Hill signed to make the project in 1994. The film was green lit by New Line Cinema's head of production Michael De Luca who allocated a $40 million budget. The film was known by several titles including Gundown, then Gangster, then "Welcome to Jericho."

Hill later said that he and Bruce Willis "were not close when we did the film" but "I liked working with him. It was impersonal. Classic, 'I know what you mean. You want me to be a Bogart, Mitchum kind of guy' and I said 'Exactly. Let it happen.' He then took that and gave what I thought was a very good performance. I always sensed there was a kind of core resentment that Bruce felt he should be more appreciated for his talents. At the same time I think there is a limitation, that he does certain things better than others, and he hasn't always chosen so wisely."

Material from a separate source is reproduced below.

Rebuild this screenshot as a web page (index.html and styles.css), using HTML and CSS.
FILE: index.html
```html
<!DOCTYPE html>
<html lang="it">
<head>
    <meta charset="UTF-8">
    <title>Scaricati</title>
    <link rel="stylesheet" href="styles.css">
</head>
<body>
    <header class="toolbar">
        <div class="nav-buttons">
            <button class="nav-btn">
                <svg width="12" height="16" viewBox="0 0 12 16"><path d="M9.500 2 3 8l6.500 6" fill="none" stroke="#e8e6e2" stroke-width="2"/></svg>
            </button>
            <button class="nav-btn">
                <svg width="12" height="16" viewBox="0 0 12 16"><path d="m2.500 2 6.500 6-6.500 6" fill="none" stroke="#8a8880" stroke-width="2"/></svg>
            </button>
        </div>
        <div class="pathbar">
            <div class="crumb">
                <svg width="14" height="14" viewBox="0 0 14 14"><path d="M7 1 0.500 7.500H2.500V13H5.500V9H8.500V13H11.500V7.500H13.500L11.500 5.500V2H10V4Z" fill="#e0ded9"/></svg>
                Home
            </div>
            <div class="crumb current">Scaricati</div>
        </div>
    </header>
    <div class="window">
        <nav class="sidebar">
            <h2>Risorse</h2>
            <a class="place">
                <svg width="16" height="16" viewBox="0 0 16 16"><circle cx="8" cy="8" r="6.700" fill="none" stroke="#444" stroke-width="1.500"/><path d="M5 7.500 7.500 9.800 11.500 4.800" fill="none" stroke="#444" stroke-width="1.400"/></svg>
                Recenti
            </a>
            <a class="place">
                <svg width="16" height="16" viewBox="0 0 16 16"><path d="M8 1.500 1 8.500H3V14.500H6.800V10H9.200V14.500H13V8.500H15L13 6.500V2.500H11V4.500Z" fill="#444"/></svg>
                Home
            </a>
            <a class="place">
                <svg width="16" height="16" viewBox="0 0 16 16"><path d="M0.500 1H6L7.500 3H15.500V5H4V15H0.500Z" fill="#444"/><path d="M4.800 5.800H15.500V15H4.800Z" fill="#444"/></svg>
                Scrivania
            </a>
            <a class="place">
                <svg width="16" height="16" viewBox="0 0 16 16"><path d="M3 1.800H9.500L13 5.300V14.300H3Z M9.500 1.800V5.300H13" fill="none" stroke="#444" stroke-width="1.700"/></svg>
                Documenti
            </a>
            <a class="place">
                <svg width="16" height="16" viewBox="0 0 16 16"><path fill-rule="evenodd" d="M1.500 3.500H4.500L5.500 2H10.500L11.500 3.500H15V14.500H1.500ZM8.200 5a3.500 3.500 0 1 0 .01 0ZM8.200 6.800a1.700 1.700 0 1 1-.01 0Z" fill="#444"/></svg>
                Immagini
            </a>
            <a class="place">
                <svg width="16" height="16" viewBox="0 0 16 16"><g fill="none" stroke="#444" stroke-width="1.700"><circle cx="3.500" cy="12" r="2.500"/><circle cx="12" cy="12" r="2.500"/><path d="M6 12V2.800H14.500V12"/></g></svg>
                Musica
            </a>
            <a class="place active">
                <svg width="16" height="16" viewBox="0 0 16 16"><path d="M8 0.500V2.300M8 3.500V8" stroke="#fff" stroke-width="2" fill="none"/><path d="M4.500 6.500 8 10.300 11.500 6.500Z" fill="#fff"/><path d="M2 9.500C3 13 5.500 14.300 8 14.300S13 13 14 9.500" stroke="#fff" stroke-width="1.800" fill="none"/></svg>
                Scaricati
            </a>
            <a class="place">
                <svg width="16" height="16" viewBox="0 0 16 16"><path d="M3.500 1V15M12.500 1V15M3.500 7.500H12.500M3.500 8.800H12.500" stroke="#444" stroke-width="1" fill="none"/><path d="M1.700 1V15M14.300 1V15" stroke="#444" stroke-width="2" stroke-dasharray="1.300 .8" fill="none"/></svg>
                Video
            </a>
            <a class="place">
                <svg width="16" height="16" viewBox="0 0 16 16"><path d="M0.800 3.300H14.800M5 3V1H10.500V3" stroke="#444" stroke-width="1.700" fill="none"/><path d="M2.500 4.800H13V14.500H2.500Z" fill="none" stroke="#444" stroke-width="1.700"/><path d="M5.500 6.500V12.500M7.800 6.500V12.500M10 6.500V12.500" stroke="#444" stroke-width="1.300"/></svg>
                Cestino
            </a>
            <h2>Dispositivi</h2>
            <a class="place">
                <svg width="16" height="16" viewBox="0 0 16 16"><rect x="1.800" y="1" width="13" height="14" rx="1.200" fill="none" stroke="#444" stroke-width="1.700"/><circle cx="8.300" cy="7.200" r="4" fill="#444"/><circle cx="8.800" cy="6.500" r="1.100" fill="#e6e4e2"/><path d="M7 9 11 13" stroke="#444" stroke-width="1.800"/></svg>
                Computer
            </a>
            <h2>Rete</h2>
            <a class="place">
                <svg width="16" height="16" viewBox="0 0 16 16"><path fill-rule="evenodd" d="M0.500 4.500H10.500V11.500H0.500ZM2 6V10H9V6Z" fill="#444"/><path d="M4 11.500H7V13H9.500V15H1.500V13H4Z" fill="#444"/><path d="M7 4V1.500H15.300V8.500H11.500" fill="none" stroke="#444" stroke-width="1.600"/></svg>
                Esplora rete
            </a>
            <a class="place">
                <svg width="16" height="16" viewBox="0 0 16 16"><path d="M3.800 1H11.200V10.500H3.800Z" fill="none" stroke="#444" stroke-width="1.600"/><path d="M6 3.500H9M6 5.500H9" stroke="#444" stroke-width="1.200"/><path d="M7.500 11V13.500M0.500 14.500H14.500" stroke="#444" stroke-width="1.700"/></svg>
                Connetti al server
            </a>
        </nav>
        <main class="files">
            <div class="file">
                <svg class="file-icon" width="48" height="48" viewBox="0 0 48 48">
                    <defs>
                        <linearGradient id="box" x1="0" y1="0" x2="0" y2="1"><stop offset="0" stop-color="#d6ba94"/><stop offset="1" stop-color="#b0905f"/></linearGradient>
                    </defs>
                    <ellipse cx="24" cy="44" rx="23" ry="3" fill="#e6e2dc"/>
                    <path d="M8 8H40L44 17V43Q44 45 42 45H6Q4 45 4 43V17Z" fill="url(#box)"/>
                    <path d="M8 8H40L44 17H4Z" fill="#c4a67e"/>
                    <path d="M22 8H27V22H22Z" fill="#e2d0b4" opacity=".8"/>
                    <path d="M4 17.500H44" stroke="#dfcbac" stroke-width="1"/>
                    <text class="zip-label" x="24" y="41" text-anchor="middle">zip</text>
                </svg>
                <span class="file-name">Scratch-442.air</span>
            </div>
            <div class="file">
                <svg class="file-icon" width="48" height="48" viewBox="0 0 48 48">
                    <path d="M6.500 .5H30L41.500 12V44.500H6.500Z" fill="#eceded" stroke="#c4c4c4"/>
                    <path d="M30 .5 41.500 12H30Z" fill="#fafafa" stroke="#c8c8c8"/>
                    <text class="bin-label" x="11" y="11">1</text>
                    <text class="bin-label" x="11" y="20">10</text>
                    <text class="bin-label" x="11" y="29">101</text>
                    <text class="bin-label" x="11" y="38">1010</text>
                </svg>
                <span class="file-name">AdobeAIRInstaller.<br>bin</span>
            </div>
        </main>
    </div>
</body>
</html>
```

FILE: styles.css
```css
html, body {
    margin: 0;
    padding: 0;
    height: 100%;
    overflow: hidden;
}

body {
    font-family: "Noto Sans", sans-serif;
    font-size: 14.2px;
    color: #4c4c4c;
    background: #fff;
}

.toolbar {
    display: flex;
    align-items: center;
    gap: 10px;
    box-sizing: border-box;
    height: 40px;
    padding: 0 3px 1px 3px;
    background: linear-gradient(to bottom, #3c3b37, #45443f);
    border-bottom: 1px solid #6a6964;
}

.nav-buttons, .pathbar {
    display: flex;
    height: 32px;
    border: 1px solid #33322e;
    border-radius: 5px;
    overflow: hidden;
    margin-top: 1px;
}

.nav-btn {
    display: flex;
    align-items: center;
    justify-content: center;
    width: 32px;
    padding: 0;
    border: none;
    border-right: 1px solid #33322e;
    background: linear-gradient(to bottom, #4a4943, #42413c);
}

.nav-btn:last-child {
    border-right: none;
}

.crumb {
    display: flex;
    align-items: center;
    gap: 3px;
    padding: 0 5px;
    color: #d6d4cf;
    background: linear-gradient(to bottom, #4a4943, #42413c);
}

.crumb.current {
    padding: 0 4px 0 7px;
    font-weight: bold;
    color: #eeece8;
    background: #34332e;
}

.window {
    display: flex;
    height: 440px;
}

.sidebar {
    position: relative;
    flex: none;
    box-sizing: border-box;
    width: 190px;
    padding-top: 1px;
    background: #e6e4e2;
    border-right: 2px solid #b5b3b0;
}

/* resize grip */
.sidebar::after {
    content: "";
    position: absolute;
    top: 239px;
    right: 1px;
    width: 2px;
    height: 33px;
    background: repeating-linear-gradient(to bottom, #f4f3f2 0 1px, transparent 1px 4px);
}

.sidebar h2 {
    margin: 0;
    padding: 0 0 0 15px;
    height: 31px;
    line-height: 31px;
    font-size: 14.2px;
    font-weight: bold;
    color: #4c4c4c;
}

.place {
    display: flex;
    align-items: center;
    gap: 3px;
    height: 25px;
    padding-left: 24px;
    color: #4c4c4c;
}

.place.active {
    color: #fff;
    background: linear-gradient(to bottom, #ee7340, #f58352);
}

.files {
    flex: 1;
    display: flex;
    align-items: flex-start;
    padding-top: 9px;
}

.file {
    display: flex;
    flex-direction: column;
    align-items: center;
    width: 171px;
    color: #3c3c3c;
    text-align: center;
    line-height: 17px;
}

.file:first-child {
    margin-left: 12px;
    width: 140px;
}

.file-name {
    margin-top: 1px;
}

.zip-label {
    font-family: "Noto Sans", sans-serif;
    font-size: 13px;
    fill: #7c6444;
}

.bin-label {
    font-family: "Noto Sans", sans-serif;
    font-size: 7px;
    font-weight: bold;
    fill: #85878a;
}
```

Hill's original cut of the movie was over two hours long. This rough cut was used to edit the trailers for the movie, which contain a lot of alternate/deleted footage including an additional shootout between the two gangs and an alternate ending in which Hickey's death is more drawn-out and brutal. Some of these deleted scenes survive in promotional stills and pictures.

==Reception==
===Box office===
Last Man Standing was a box-office bomb, grossing $18.1 million domestically (United States and Canada), and $29.2 million in other territories, for a worldwide total of $47.3 million, against a budget of $67 million.

===Critical response===
 Metacritic, which uses a weighted average, assigned the a score of 44 out of 100, based on 24 critics, indicating "mixed or average" reviews. Audiences polled by CinemaScore gave the film an average grade of "C+" on an A+ to F scale.

Critic Roger Ebert gave the film one out of four stars, calling it "a desperately cheerless film, so dry and laconic and wrung out... The victory at the end is downbeat, and there is an indifference to it. This is such a sad, lonely movie."